-- Written task --
Each line holding the word "this" counts once; give the total and nothing more.
-- start Information shown --
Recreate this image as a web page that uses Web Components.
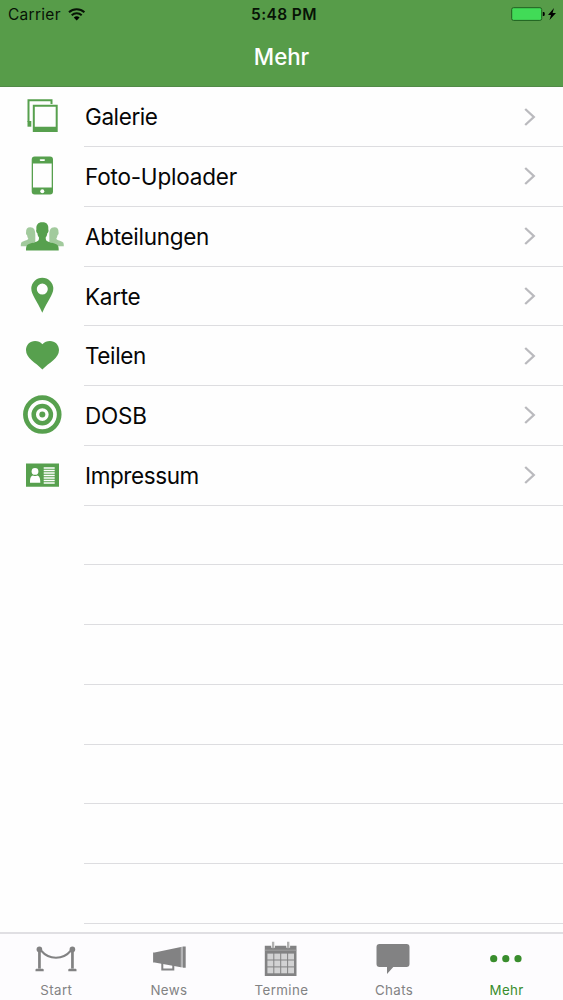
<!DOCTYPE html>
<html lang="de">
<head>
<meta charset="utf-8">
<title>Mehr</title>
<style>
html,body{margin:0;height:100%;background:#fefefe;overflow:hidden}
body{font-family:Inter,"Liberation Sans",sans-serif;color:#060606}
</style>
</head>
<body>
<more-screen></more-screen>
<script>
const ICONS = {
  gallery: '<path d="M51.500 17v-3.700H28.500V35" fill="none" stroke="currentColor" stroke-width="2"/><path d="M27.500 34h3.800v5.700h-3.800z"/><path fill-rule="evenodd" d="M32.800 17.700h24.900V45H32.800zM34.800 19.700v20h20.900v-20z"/>',
  phone: '<path fill-rule="evenodd" d="M34.700 9.600H50a3 3 0 0 1 3 3v32a3 3 0 0 1-3 3H34.700a3 3 0 0 1-3-3v-32a3 3 0 0 1 3-3zM33 16.600v24h18.700v-24z"/><rect x="39.700" y="12.200" width="5.300" height="1.700" rx=".8" fill="#fff"/><circle cx="42.300" cy="44.300" r="2" fill="#fff"/>',
  people: '<g opacity=".55"><path d="M30.200 20.200c-3 0-4.200 1.800-4.100 4.700-.4 1.700.3 2.900 1 3.300.2 1.700.7 2.500 1.200 3.300-.2 2.300-5.300 1.900-7.100 4.300-.4 1-.4 2.200-.4 3.400h7c1.800-2.400 5-3.200 7.500-4.200v-7c0-5-1.100-7.800-5.100-7.800z"/><path d="M54.400 20.200c3 0 4.200 1.800 4.100 4.700.4 1.700-.3 2.900-1 3.300-.2 1.700-.7 2.500-1.200 3.300.2 2.300 5.300 1.900 7.100 4.300.4 1 .4 2.200.4 3.400h-7c-1.800-2.400-5-3.200-7.500-4.200v-7c0-5 1.100-7.800 5.100-7.800z"/></g><path d="M42.400 15.200c-4.700 0-6.400 2.700-6 7-.7 1.600.2 3.500 1 4 .2 2.200 1 3.400 1.600 4.400 0 2.400-.3 3.200-2.700 4.200-4.200 1.500-8.700 1.700-9.800 4.500-.5 1.300-.5 2.600-.5 4.200h32.700c0-1.600 0-2.900-.5-4.200-1.100-2.800-5.600-3-9.800-4.500-2.400-1-2.700-1.800-2.700-4.200.6-1 1.400-2.200 1.600-4.400.8-.5 1.700-2.400 1-4 .4-4.300-1.200-7-5.900-7z"/>',
  pin: '<path fill-rule="evenodd" d="M42.300 10.800a11 11 0 0 1 11 11c0 6-5.800 11.800-11 24-5.200-12.200-11-18-11-24a11 11 0 0 1 11-11zm0 5.800a5.500 5.500 0 1 0 0 11 5.500 5.500 0 0 0 0-11z"/>',
  heart: '<path d="M42.400 18.300C44.500 15.800 47 14.900 49.900 14.900c5.200 0 9.100 3.900 9.100 9.200 0 8.200-9.700 12.600-16.600 19.300C35.500 36.700 26 32.300 26 24.100c0-5.300 3.900-9.200 9.100-9.200 2.900 0 5.300.9 7.300 3.400z"/>',
  target: '<circle cx="42.300" cy="28.600" r="16.900" fill="none" stroke="currentColor" stroke-width="4.700"/><circle cx="42.300" cy="28.600" r="8.600" fill="none" stroke="currentColor" stroke-width="4.500"/><circle cx="42.300" cy="28.600" r="3"/>',
  card: '<path d="M26 17.500h33v23.300H26z"/><g fill="#fff"><circle cx="35" cy="25.400" r="3.400"/><path d="M30 36.700c0-4.500.6-6.600 3-7.200 1.300.8 2.800.8 4.100 0 2.500.6 3.200 2.700 3.200 7.200z"/></g><path d="M43.700 22h11M43.700 24.500h11M43.700 27h11M43.700 29.500h11M43.700 32h11M43.700 34.500h11M43.700 37h11" stroke="#fff" stroke-width="1.300"/>',
  start: '<circle cx="39.400" cy="15.400" r="2.800"/><circle cx="72.400" cy="15.400" r="2.800"/><path d="M38.100 17h2.700v17.500h-2.700zM71.100 17h2.700v17.500h-2.700zM35.500 37.200v-1.400q0-1 1-1h6.200q1 0 1 1v1.400zM68.300 37.200v-1.400q0-1 1-1h6.200q1 0 1 1v1.400z"/><path d="M41 16.500c8 9.600 22 9.600 30 0" fill="none" stroke="currentColor" stroke-width="2"/>',
  news: '<path d="M40.100 18.500h1.500l26.300-5.500v20.200l-26.300-4.800h-1.500zM70 12.500h2.700v21.300H70z"/><path d="M67.900 13l2.100-.5v21.100l-2.100-.4z" opacity=".6"/><path d="M49.300 29v6.500h11V31" fill="none" stroke="currentColor" stroke-width="2"/>',
  calendar: '<path d="M39.800 11.700h31.700v30.200H39.800z"/><path d="M39.800 16.200h31.700" stroke="#aaa" stroke-width=".8"/><g fill="#d2d2d3">' + [0,1,2].map(r => [0,1,2,3].map(c => `<path d="M${42.4+c*6.9} ${19.6+r*6.9}h5.900v5.900h-5.900z"/>`).join('')).join('') + '</g><path d="M48.100 8v5.800M63.200 8v5.800" stroke="#fff" stroke-width="3.800"/><path d="M48.100 7.800v6.400M63.200 7.800v6.400" stroke="#b0b0b0" stroke-width="2.400"/>',
  chat: '<path d="M41.500 10h27a3 3 0 0 1 3 3v17a3 3 0 0 1-3 3H55.300l-6.300 7v-7h-7.500a3 3 0 0 1-3-3V13a3 3 0 0 1 3-3z"/>',
  more: '<circle cx="42.700" cy="24.700" r="3.600"/><circle cx="54.800" cy="24.700" r="3.600"/><circle cx="67" cy="24.700" r="3.600"/>'
};

class Base extends HTMLElement {
  constructor() { super(); this.attachShadow({ mode: 'open' }); }
  connectedCallback() { this.shadowRoot.innerHTML = this.render(); }
}

customElements.define('status-bar', class extends Base {
  render() { return `<style>
    :host{display:grid;grid-template-columns:1fr auto 1fr;align-items:center;height:28px;padding:0 6px 0 8px;font-size:15.500px;line-height:28px;color:#071306}
    .left,.right{display:flex;align-items:center}.left{gap:7px}.right{justify-content:flex-end}
    span{padding-top:1px;height:28px}
    .carrier{letter-spacing:.28px}.time{font-weight:600;letter-spacing:.4px;padding-left:3px}
    svg{display:block}.right svg{margin-top:-1px}.left svg{margin-top:-1px}
    </style>
    <div class="left"><span class="carrier">Carrier</span>
    <svg width="18" height="14" viewBox="0 0 18 14"><g fill="none" stroke="#071306" stroke-width="2"><path d="M1 5.200a11.300 11.300 0 0 1 15.400 0"/><path d="M3.700 8.300a7.400 7.400 0 0 1 10 0"/></g><path d="M5.800 10.400a4.400 4.400 0 0 1 5.800 0l-2.900 3z"/></svg></div>
    <span class="time">5:48 PM</span>
    <div class="right"><svg width="46" height="16" viewBox="0 0 46 16"><rect x=".7" y="1.700" width="30" height="12.700" rx="1.800" fill="#41db57" stroke="#205f20" stroke-width="1"/><path d="M31.800 6h1q1 .2 1 2t-1 2h-1z"/><path d="M43 2l-6 7h3l-1.500 5L45 7h-3.400z"/></svg></div>`; }
});

customElements.define('nav-header', class extends Base {
  render() { return `<style>
    :host{display:flex;flex-direction:column;height:87px;box-sizing:border-box;background:#579c49;border-bottom:1px solid #528a48}
    h1{margin:0;text-align:center;color:#fff;font-size:22.300px;font-weight:500;line-height:58px;letter-spacing:-.05px}
    </style><status-bar></status-bar><h1><slot></slot></h1>`; }
});

customElements.define('menu-row', class extends Base {
  render() { const icon = this.getAttribute('icon'); return `<style>
    :host{display:flex;height:59.750px;flex:none}
    .icon{width:84px;height:59px;flex:none;color:#57a04e;fill:currentColor}
    .cell{flex:1;display:flex;align-items:center;justify-content:space-between;box-sizing:border-box;border-bottom:1px solid #dddde0;padding:0 27px 0 1px}
    .label{font-size:22.500px;line-height:30px;padding-top:1.500px;letter-spacing:var(--track,-.2px)}
    </style>
    <svg class="icon" viewBox="0 0 84 59">${ICONS[icon] || ''}</svg>
    <div class="cell"><span class="label"><slot></slot></span>${icon ? '<svg width="12" height="18" viewBox="0 0 12 18"><path d="M1.200 1L9.800 9l-8.600 8" fill="none" stroke="#bababe" stroke-width="2.300"/></svg>' : ''}</div>`; }
});

customElements.define('tab-item', class extends Base {
  render() { return `<style>
    :host{display:flex;flex-direction:column;align-items:center;flex:1;min-width:0;color:#828283}
    :host([active]){color:#398d2d}
    svg{width:112px;height:48px;flex:none;fill:currentColor}
    span{font-size:13.300px;line-height:17px;letter-spacing:.4px}
    </style><svg viewBox="0 0 112 48">${ICONS[this.getAttribute('icon')]}</svg><span><slot></slot></span>`; }
});

customElements.define('tab-bar', class extends Base {
  render() { return `<style>
    :host{display:flex;height:68px;box-sizing:border-box;border-top:2px solid #e0dfe3;background:#fdfcfe;flex:none}
    </style><slot></slot>`; }
});

customElements.define('more-screen', class extends Base {
  render() { return `<style>
    :host{display:flex;flex-direction:column;height:1000px;background:#fefefe}
    nav-header{flex:none}
    main{flex:1;min-height:0;overflow:hidden;display:flex;flex-direction:column;padding-top:.25px}
    .tight{--track:-.4px}
    .snug{--track:-.3px}
    </style>
    <nav-header>Mehr</nav-header>
    <main><menu-row icon="gallery" class="tight">Galerie</menu-row><menu-row icon="phone">Foto-Uploader</menu-row><menu-row icon="people" class="snug">Abteilungen</menu-row><menu-row icon="pin" class="snug">Karte</menu-row><menu-row icon="heart" class="tight">Teilen</menu-row><menu-row icon="target">DOSB</menu-row><menu-row icon="card" class="tight">Impressum</menu-row>${'<menu-row></menu-row>'.repeat(7)}</main>
    <tab-bar><tab-item icon="start">Start</tab-item><tab-item icon="news">News</tab-item><tab-item icon="calendar">Termine</tab-item><tab-item icon="chat">Chats</tab-item><tab-item icon="more" active>Mehr</tab-item></tab-bar>`; }
});
</script>
</body>
</html>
-- end Information shown --
-- Exercise answer --
5